Hydrogen and Clean Fuels
Gasification represents the most promising approach for production of hydrogen fuel from coal, as well as for the next generation of coal-based power plants, with the FutureGen initiative being the key to that development. The Gasification Technologies program is responsible for providing economically competitive syngas (primarily carbon monoxide and hydrogen), while the Hydrogen and Clean Fuels program is responsible for developing processes to economically: 1) Separate hydrogen from carbon dioxide to make pure hydrogen, and 2) Make liquid fuels from the clean syngas.

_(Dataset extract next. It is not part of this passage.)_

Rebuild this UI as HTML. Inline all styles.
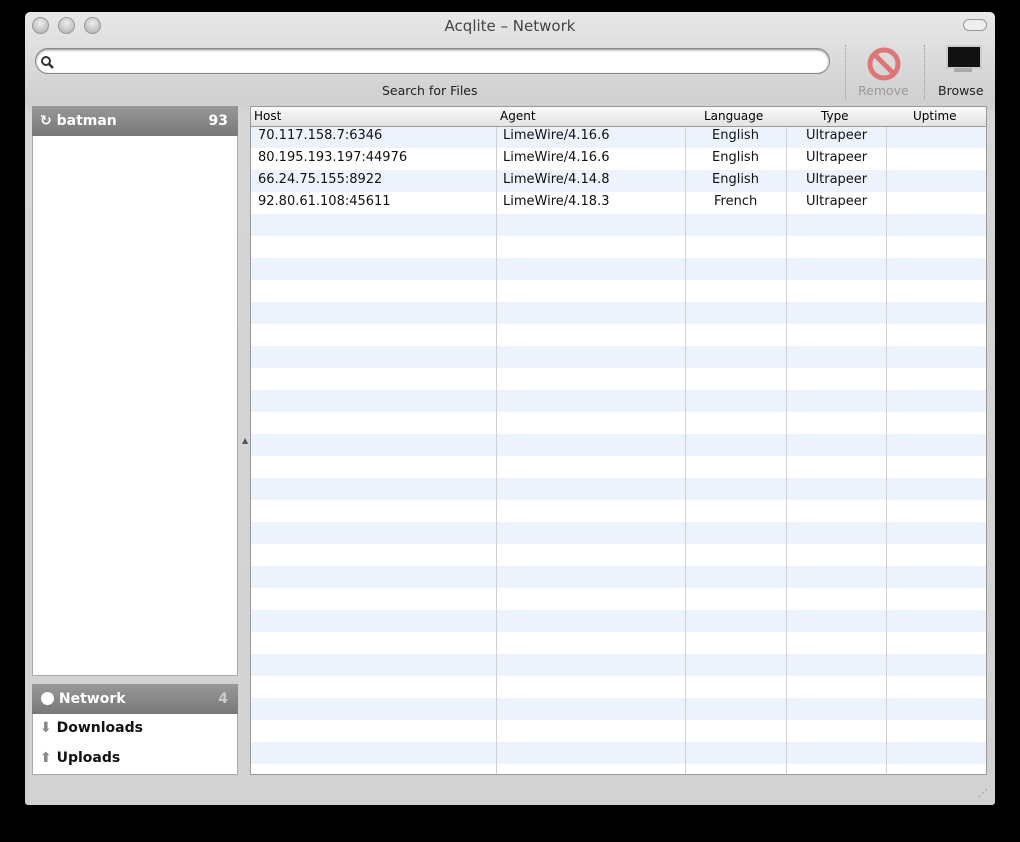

- Hydrogen Production: A commercial process — the water-gas-shift reaction — chemically replaces each carbon monoxide molecule in the syngas with one hydrogen molecule and one carbon dioxide molecule, thereby creating more hydrogen. The challenge is then to economically separate the hydrogen and carbon dioxide.
- Liquid Fuels: The production (or co-production along with electricity) of clean liquid fuels requires delivery of ultra-clean syngas from the gasification section of the plant. The completely developed process, including syngas production, must be able to compete economically with conventional processes, such as those used in oil refineries.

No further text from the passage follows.